Along with the occupants of the East Asian peninsula, many Australian lives were changed forever by that war. To mark the anniversary of its ceasefire in 1953 and to honour those who served, a commemorative service was held by the memorial fountain at Club Taree on the morning of Wednesday, July 27.
Officiated by Club Taree CEO Paul Allan, the service included addresses from RSL sub-branch members Charlie Fisher, Darcy Elbourne and chaplain Reverend Bill Green.
Also present for the service, after driving up from Sydney that morning, was Cheil Church Reverend Matt Kang, who spoke of South Korea's gratitude to Australia for its support during the war, contributing directly, he said, to the peace and prosperity the country now enjoys.
As with anything meaningful, this didn't come about without a cost.
It's not the Forgotten War as far as we're concerned. We want to remember all those who served and this is why we're so keen to make sure it happens. We don't forget- Darcy Elbourne
By the time the Korean war was over, 340 Australians had been killed with 1200 wounded. Another 30 were taken as prisoners of war while 43 remain missing in a conflict that for one reason or another, passed by the collective consciousness of the Australian public.
Perhaps it was the brutalising effect of two world wars in the space of a generation still being felt, or that the conflict ended in a stalemate with no victorious celebration to mark its place in history.
It was this comparison to the recently ended World War II that often saw the effort in Korea derided due to the scale of the conflict, according to Taree RSL Sub-branch vice president, Darcy Elbourne.
"In the scheme of things it was seen as a little skirmish on the side. It wasn't of the scale as World War II. So a lot of the old veterans said it really wasn't a war," Darcy said.
Beginning on June 25, 1950, with North Korean troops crossing the 38th parallel into South Korea, the war would last three years with the loss of approximately three million lives before the signing of an armistice on July 27, 1953.

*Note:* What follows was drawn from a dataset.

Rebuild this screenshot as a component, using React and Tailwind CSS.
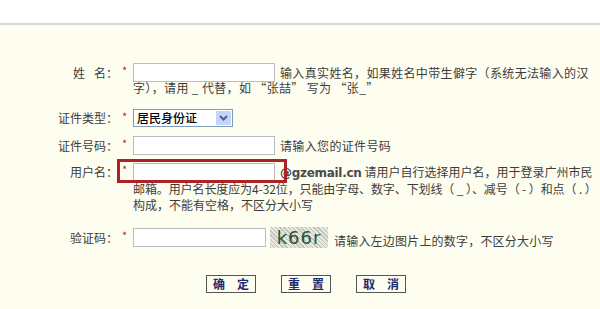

With the north backed by China and the Soviet Union, they were able to bring the latest of Eastern Bloc weaponry to the conflict. Something Taree RSL Sub-branch treasurer, Ted Hill, observed at close quarters while onboard Qantas flights ferrying wounded back to Australia.
China was in the war then and the MiGs (soviet fighter jets) used to fly alongside us. They were so close you could see the pilot's goggles. Pretty exciting days- Ted Hill
"China was in the war then and the MiGs (soviet fighter jets) used to fly alongside us. They were so close you could see the pilot's goggles. They'd be pointing us away from Chinese airspace," Ted said.
"If the captain didn't move, they'd go ahead and fire a burst of tracer (bullets) across the nose of the aircraft. Of course, as soon as that happened, we'd turn left in a hurry. Pretty exciting days."
When prime minister Robert Menzies committed the 3rd Royal Australian Regiment (3RAR) to operations in Korea in 1950, one of those on the ground was Lance Corporal Leo Holden. Born in 1928 and the second of four children, Leo attended Taree High School until the age of fifteen when he left to start work. After trying unsuccessfully to enlist in the army at 16, he was finally accepted in 1947 after turning 18.
In September 1952 during a fierce battle, Leo was wounded when a grenade exploded causing injuries to both his legs. When his patrol suffered a further three casualties, Leo refused to be evacuated, remaining instead with the covering party and engaging the enemy until ordered by the patrol commander to be assisted once the withdrawal was almost completed.
He was subsequently evacuated to Japan before returning to Australia where he was discharged, and made his way home to Taree. Leo died in 2003, aged seventy four.
Sadly, today there are no surviving veterans of the Korean war within the Taree RSL Sub-branch.
Though some were met by a disinterested public on their return, history shows that those who served in Korea acquitted themselves with bravery and fortitude, often in the face of overwhelming odds. They are part of this nation's military history and deserve to be remembered, just as those who saw action in Tobruk, Pozières, and Gallipoli.
"It's not the Forgotten War as far as we're concerned. We want to remember all those who served and this is why we're so keen to make sure it happens. We don't forget," Darcy said.